Input and output format
The input files for GDAP are in tables text format (.CSV
) described in the Data Collection section. Loaded with pandas
as a dataframe.
File | Description | File Format |
---|---|---|
Target Data | The target disease data table consists of symbol Gene Name (Protein) and score type (direct, indirect, global). (Read More) | pd.Dataframe | .csv |
String Database | A protein-protein interactions dataset consisting of GeneName1 (Protein), GeneName2 (Protein), and the combined score. (Read More) | pd.Dataframe | .csv |
GraphML Format | An XML-based file format for storing graphs with nodes and edges.

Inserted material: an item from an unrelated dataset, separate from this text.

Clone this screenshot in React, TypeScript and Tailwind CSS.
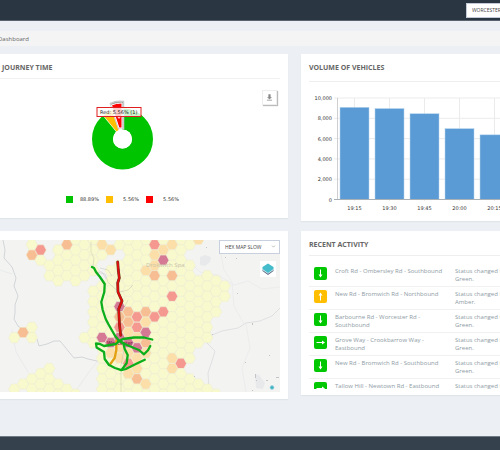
import React from "react";
import { ChevronDown } from "lucide-react";

type Tone = "y" | "l" | "o" | "r" | "p";

const TONES: Record<Tone, string> = {
  y: "#f9f9cb",
  l: "#fbdca3",
  o: "#f7bb8e",
  r: "#f4938a",
  p: "#d4728e",
};

const COL_W = 8.77;
const HALF_ROW = 5.16;
const ORIGIN_X = 31.8;
const ORIGIN_Y = 244.7;

// Each entry: column, first half-row, last half-row
const RUNS: [number, number, number][] = [
  [-2, 18, 18], [-2, 28, 28], [-1, 27, 27],
  [0, 0, 0], [0, 16, 18], [0, 26, 28],
  [1, 3, 3], [1, 25, 29], [2, 4, 6], [2, 24, 28],
  [3, 1, 7], [3, 27, 29], [4, 2, 6], [4, 28, 28], [5, -1, 7], [5, 29, 29],
  [6, 0, 6], [6, 18, 18], [7, -1, 3], [7, 5, 5], [7, 9, 19], [8, 2, 2], [8, 8, 28],
  [9, 5, 29], [10, 0, 0], [10, 4, 28], [11, -1, 29], [12, 0, 28], [13, -1, 29],
  [14, 0, 28], [15, -1, 29], [16, 0, 28], [17, -1, 29], [18, 0, 0], [18, 4, 22],
  [18, 26, 28], [19, 7, 19], [19, 27, 29], [20, 6, 18], [20, 28, 28],
  [21, 7, 13], [21, 29, 29], [22, 8, 10],
];

const HOT: Record<Exclude<Tone, "y">, [number, number][]> = {
  l: [
    [8, 0], [9, 1], [16, 0], [15, 1], [14, 2], [14, 4], [13, 5], [19, -1], [13, 15], [11, 17],
    [12, 18], [10, 20], [10, 22], [9, 21], [11, 21], [12, 22], [13, 21], [11, 25], [12, 24],
    [13, 27], [16, 22], [16, 24],
  ],
  o: [[4, 0], [0, 2], [-1, 17], [14, 6], [16, 6], [11, 13], [13, 13], [10, 14], [11, 15], [13, 19], [12, 26]],
  r: [[1, 1], [14, 0], [16, 10], [15, 13], [12, 14], [14, 14], [10, 16], [12, 16], [11, 23], [17, 23]],
  p: [[15, 3], [10, 12], [13, 17], [8, 18], [9, 19], [10, 18], [11, 19], [12, 20]],
};

function buildCells() {
  const cells = new Map<string, { c: number; k: number; tone: Tone }>();
  RUNS.forEach(([c, from, to]) => {
    for (let k = from; k <= to; k += 2) cells.set(`${c},${k}`, { c, k, tone: "y" });
  });
  (Object.keys(HOT) as Exclude<Tone, "y">[]).forEach((tone) =>
    HOT[tone].forEach(([c, k]) => cells.set(`${c},${k}`, { c, k, tone }))
  );
  return [...cells.values()];
}

const CELLS = buildCells();

function hexPoints(c: number, k: number) {
  const x = ORIGIN_X + c * COL_W;
  const y = ORIGIN_Y + k * HALF_ROW;
  return [[5.7, 0], [2.9, 5.1], [-2.9, 5.1], [-5.7, 0], [-2.9, -5.1], [2.9, -5.1]]
    .map(([dx, dy]) => `${(x + dx).toFixed(1)},${(y + dy).toFixed(1)}`)
    .join(" ");
}

const GREEN_ROUTES = [
  "M92 267l2 1 2 4 4 5 4.7 7-.4 8-3 10 1.4 8 3 9 2.6 5 6.7 11.700 4 5",
  "M119 341l-3 3-12 2-4-2-4-.6.6 4 7.400 4.600.7 7 4.300 6 6 3 6.300 2.200 4.500-1.200 10-5 9-4.300",
  "M119 341l4.300 2 1.400 6 3 6-1 8-4.400 6",
  "M119 341l4-2 11-1.500 10 0 8.300 2",
  "M121 342l6 3 7 3 5 2 5 4.300 4-4 2.300-4.300",
];

const RED_ROUTE = "M117.700 262l.6 8 1 8-1.600 5 .3 9 4 9-3.300 8 .8 16 1.200 10.300";

function HexMap() {
  return (
    <svg
      role="img"
      aria-label="Hex map"
      viewBox="0 240 280 152"
      preserveAspectRatio="xMinYMin slice"
      className="block h-[152px] w-full bg-[#f3f3f2]"
    >
      <g fill="none" stroke="#dcdedf" strokeWidth="0.9">
        <path d="M3 240l2 10-1 8 8 9 4 11-2 8 4 10-3 9 0 8-1 6 4 7 8 6 6 3 5 4 2 7 8-2 7-3 6 0 5 6 4 5 5 6 8-1 6 2 9 2 8 3" stroke="#ced1d4" />
        <path d="M91 240l-1 12 4 8-2 8 10 4 6 10 6 8 12 3 8-3 5-7M126 345l-3 18-3 12 2 17" />
        <path d="M280 308l-8 8-12 5-14 2-8 5-16 3-10 4-9 3 4 5 8 8-3 10-4 12 1 18" />
        <path d="M0 270l12 4M12 330l4 22 12 20M75 392l14-20 8-10" stroke="#e8e9e9" />
        <path d="M190 262l10 10 18 3 16 10 14-4 14 8 18-2M220 250l4 20 8 12 2 24 10 18M246 324l4 24-8 20 4 24" stroke="#ebebeb" />
      </g>
      <path d="M200 257l5-2 6 2-1 5-5 4-5-1zM255 374l4 1 6 8-2 6-7-1z" fill="#e8e9eb" />
      <g stroke="#eeeed2" strokeWidth="0.6">
        {CELLS.map(({ c, k, tone }) => (
          <polygon key={`${c},${k}`} points={hexPoints(c, k)} fill={TONES[tone]} fillOpacity="0.95" />
        ))}
      </g>
      <g fill="none" stroke="#a9aa9c" strokeOpacity="0.4" strokeWidth="0.8">
        <path d="M91 242l0 10 3 6-1 8 4 6 8 2 3 8 6 6 6 4 8-2 5-5M100 268l8 2 4 6M128 300l-3 6-4 4M125 345l-4 20 0 27" />
      </g>
      <g fill="#c3c4c7">
        <path d="M206 247h1v1h-1zM225 257h1v1h-1zM236 258h1v1h-1zM237 293h1v1h-1zM252 323h1v2h-1zM212 334h1v1h-1zM245 362h1v1h-1zM269 355h1v1h-1zM255 374h1v4h-1zM256 380h1v1h-1zM266 380h2v1h-2zM276 377h3v1h-3zM252 390h1v1h-1zM194 376h1v1h-1z" />
      </g>
      <text x="146" y="267" fontSize="6" fill="#c9c5a8" fontFamily="Open Sans, sans-serif">Droitwich Spa</text>
      <text x="107" y="345" fontSize="5" fontWeight="700" fill="#8c3452" fontFamily="Open Sans, sans-serif">Worcester</text>
      <g fill="none" strokeLinecap="round" strokeLinejoin="round" strokeWidth="2.3">
        <path d="M116.300 341v9l-1.600 8-4.400 6" stroke="#e3a112" />
        {GREEN_ROUTES.map((d) => (
          <path key={d} d={d} stroke="#0cae1c" />
        ))}
        <path d={RED_ROUTE} stroke="#5e3a20" strokeWidth="2.800" />
        <path d={RED_ROUTE} stroke="#dc0f0f" strokeWidth="2" />
      </g>
      <circle cx="272" cy="387.500" r="2" fill="#45b5c6" stroke="#a9d8df" strokeWidth="0.6" />
    </svg>
  );
}

function Donut() {
  return (
    <svg role="img" aria-label="Journey time split" viewBox="86 97 72 80" className="h-20 w-[72px]">
      <circle cx="122.500" cy="139" r="20" fill="none" stroke="#00c400" strokeWidth="21" />
      <path d="M122 139L99.500 111.500L110 104L122 104Z" fill="#ffffff" />
      <path d="M116.500 131.500L103.500 115.600A30.500 30.500 0 0 1 111.600 110.300L118.700 130Z" fill="#ffbf00" />
      <path d="M118.500 128.500L110.500 103.500Q116 100.500 123.500 101.500L123.500 128.500Z" fill="#8f8f8f" stroke="#c9c9c9" strokeWidth="1.500" />
      <path d="M119 128L111.500 105Q116 103 122 103L122 128Z" fill="#ff0000" stroke="#ffffff" strokeWidth="1" />
      <circle cx="122.500" cy="139" r="9.500" fill="#ffffff" />
      <path d="M97 107.500H141V116.500H121L119 119L117 116.500H97Z" fill="#ffffff" fillOpacity="0.8" />
      <rect x="97" y="107.500" width="44" height="9" fill="none" stroke="#e02020" strokeWidth="1" />
      <text x="100" y="114" fontSize="5" fill="#222222" fontFamily="DejaVu Sans, sans-serif">Red: 5.56% (1)</text>
    </svg>
  );
}

const BARS = [
  { label: "19:15", value: 9080 },
  { label: "19:30", value: 8960 },
  { label: "19:45", value: 8450 },
  { label: "20:00", value: 6980 },
  { label: "20:15", value: 6370 },
];

const TICKS = ["0", "2,000", "4,000", "6,000", "8,000", "10,000"];

function BarChart() {
  return (
    <svg
      role="img"
      aria-label="Volume of vehicles by time"
      viewBox="309 90 245 124"
      className="block h-[124px] w-[245px] max-w-none"
      fontSize="5"
      fontFamily="DejaVu Sans, sans-serif"
      fill="#333333"
    >
      {TICKS.map((t, i) => (
        <g key={t}>
          <path d={`M334 ${199.5 - i * 20.3}H554`} stroke="#ebebeb" />
          <text x="332" y={201.5 - i * 20.3} textAnchor="end">{t}</text>
        </g>
      ))}
      {BARS.map((b, i) => (
        <g key={b.label}>
          <path d={`M${354.5 + i * 35} 98V201`} stroke="#ebebeb" />
          <rect x={340 + i * 35} y={199.5 - b.value * 0.01015} width="29" height={b.value * 0.01015} fill="#5b9bd5" stroke="#b5d3ed" strokeWidth="0.5" />
          <text x={354.5 + i * 35} y="210" textAnchor="middle">{b.label}</text>
        </g>
      ))}
      <path d="M337.500 98V200" stroke="#cfcfcf" />
      <path d="M334 199.500H554" stroke="#a9b0b6" />
    </svg>
  );
}

type Dir = "down" | "up" | "right";
const ACTIVITY: { road: string; dir: Dir; amber?: boolean }[] = [
  { road: "Croft Rd - Ombersley Rd - Southbound", dir: "down" },
  { road: "New Rd - Bromwich Rd - Northbound", dir: "up", amber: true },
  { road: "Barbourne Rd - Worcester Rd - Southbound", dir: "down" },
  { road: "Grove Way - Crookbarrow Way - Eastbound", dir: "right" },
  { road: "New Rd - Bromwich Rd - Southbound", dir: "down" },
  { road: "Tallow Hill - Newtown Rd - Eastbound", dir: "right" },
];

const ARROWS: Record<Dir, string> = {
  down: "M6 2.500h1v5h1.500L6.500 10.500L4.500 7.500H6z",
  up: "M6 10.500h1v-5h1.500L6.500 2.500L4.500 5.500H6z",
  right: "M2.500 6v1h5.500v1.500L11 6.500L8 4.500V6z",
};

function DirectionBadge({ dir, amber }: { dir: Dir; amber?: boolean }) {
  return (
    <span className={`size-[13px] shrink-0 rounded-[2px] ${amber ? "bg-[#ffbf00]" : "bg-[#00c800]"}`}>
      <svg viewBox="0 0 13 13" className="size-full" aria-hidden="true">
        <path d={ARROWS[dir]} fill="#ffffff" />
      </svg>
    </span>
  );
}

const LEGEND = [
  { label: "88.89%", swatch: "bg-[#00c400]" },
  { label: "5.56%", swatch: "bg-[#ffbf00]" },
  { label: "5.56%", swatch: "bg-[#ff0000]" },
];

export default function App() {
  return (
    <div className="flex min-h-screen flex-col overflow-hidden bg-[#ecf0f4] font-['Open_Sans',sans-serif] text-[6px] leading-2 text-[#666666]">
      <header className="flex h-[21px] items-center overflow-hidden border-b border-[#59636f] bg-[#2b3643]">
        <select
          aria-label="Area"
          className="-mr-7 ml-auto h-[15px] w-[62px] shrink-0 appearance-none border border-[#c2cad8] bg-white pl-[5px] text-[5px] text-[#444444]"
        >
          <option>WORCESTER</option>
        </select>
      </header>

      <nav aria-label="Breadcrumb" className="mt-2.5 flex h-[15px] items-center bg-[#f4f4f4]">
        <a href="#dashboard" className="-ml-0.5">Dashboard</a>
      </nav>

      <main className="mt-2 grid flex-1 grid-cols-[288fr_199fr] content-start items-start gap-x-[13px] gap-y-2.5">
        <section className="h-[164px] bg-white pr-2 shadow-[0_1px_1px_#e0e5ea]">
          <h2 className="flex h-[25px] items-center border-b border-[#f1f1f1] pt-1 pl-0.5 text-[7px] font-bold">JOURNEY TIME</h2>
          <div className="flex items-start justify-between pt-[11px] pr-[3px] pl-[86px]">
            <div className="pt-[7px]">
              <Donut />
            </div>
            <button aria-label="Download" className="flex size-[15px] items-center justify-center border border-[#eeeeee] bg-white shadow-[1px_1px_1px_#bbbbbb]">
              <svg viewBox="0 0 15 15" className="size-[11px] shrink-0" fill="#888888" aria-hidden="true">
                <path d="M6 3h3v4h2L7.500 10L4 7h2zM4 10.500h7v1.200H4z" />
              </svg>
            </button>
          </div>
          <ul className="mt-[18px] flex gap-[7px] pl-[66px] font-['DejaVu_Sans',sans-serif] text-[5px] text-[#333333]">
            {LEGEND.map((item, i) => (
              <li key={i} className="flex w-[33px] items-center justify-between">
                <span className={`size-[7px] ${item.swatch}`} />
                {item.label}
              </li>
            ))}
          </ul>
        </section>

        <section className="min-w-0 overflow-hidden bg-white pl-2 shadow-[0_1px_1px_#e0e5ea]">
          <h2 className="flex h-7 items-center border-b border-[#eeeeee] text-[7px] font-bold">VOLUME OF VEHICLES</h2>
          <div className="pt-2 pb-[7px]">
            <BarChart />
          </div>
        </section>

        <section className="bg-white pt-[9px] pr-2 pb-[7px] shadow-[0_1px_1px_#e0e5ea]">
          <div className="relative">
            <HexMap />
            <label className="absolute top-0 right-0 block">
              <select
                aria-label="Map layer"
                className="block h-3.5 w-[61px] appearance-none border border-[#c8d0de] bg-white pl-[5px] text-[5px] text-[#444444]"
              >
                <option>HEX MAP SLOW</option>
              </select>
              <ChevronDown className="pointer-events-none absolute top-1 right-1 size-[5px]" />
            </label>
            <button aria-label="Layers" className="absolute top-[21px] right-1 flex size-4 items-center justify-center bg-white">
              <svg viewBox="0 0 16 16" className="size-4" aria-hidden="true">
                <path d="M2.500 10L8 14L13.500 10V8.500H2.500z" fill="#5d6d88" />
                <path d="M2.500 9L8 12.800L13.500 9V7H2.500z" fill="#ddeef2" />
                <path d="M8 2.500L13.500 6V8L8 12L2.500 8V6z" fill="#45bccb" />
              </svg>
            </button>
          </div>
        </section>

        <section className="min-w-0 overflow-hidden bg-white pb-1.5 pl-2 shadow-[0_1px_1px_#e0e5ea]">
          <h2 className="flex h-[25px] items-center border-b border-[#eeeeee] pt-1 text-[7px] font-bold">RECENT ACTIVITY</h2>
          <ul className="mt-2 h-[125px] overflow-hidden text-[#8e9ba5]">
            {ACTIVITY.map((a) => (
              <li key={a.road} className="flex h-[23px] items-start border-b border-[#f1f1f1] pt-[3px] pl-[5px]">
                <DirectionBadge dir={a.dir} amber={a.amber} />
                <span className="ml-2 w-[120px] shrink-0 pr-2">{a.road}</span>
                <span className="w-24 shrink-0">
                  {a.amber ? "Status changed from Green to Amber." : "Status changed from Amber to Green."}
                </span>
              </li>
            ))}
          </ul>
        </section>
      </main>

      <footer className="h-3.5 border-t border-[#707a86] bg-[#36414e]" />
    </div>
  );
}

It supports metadata and complex attributes. (Read More) | networkx.Graph object | .graphml (XML) |
Edge List | The edge list format consists of pairs of nodes representing the edges in the graph. This is a simple text-based format. | .edgelist (Plain Text) |
Edges CSV | A CSV file representing edges in a graph. It contains two columns: source and destination nodes. | .csv (Comma-Separated Values) |
Positive Edges | File storing positive edges in a graph. This is typically used in graph learning for positive relationships. | .npy (NumPy Array) |
Negative Edges | File storing negative edges in a graph, representing negative relationships or absence of a connection. | .npy (NumPy Array) |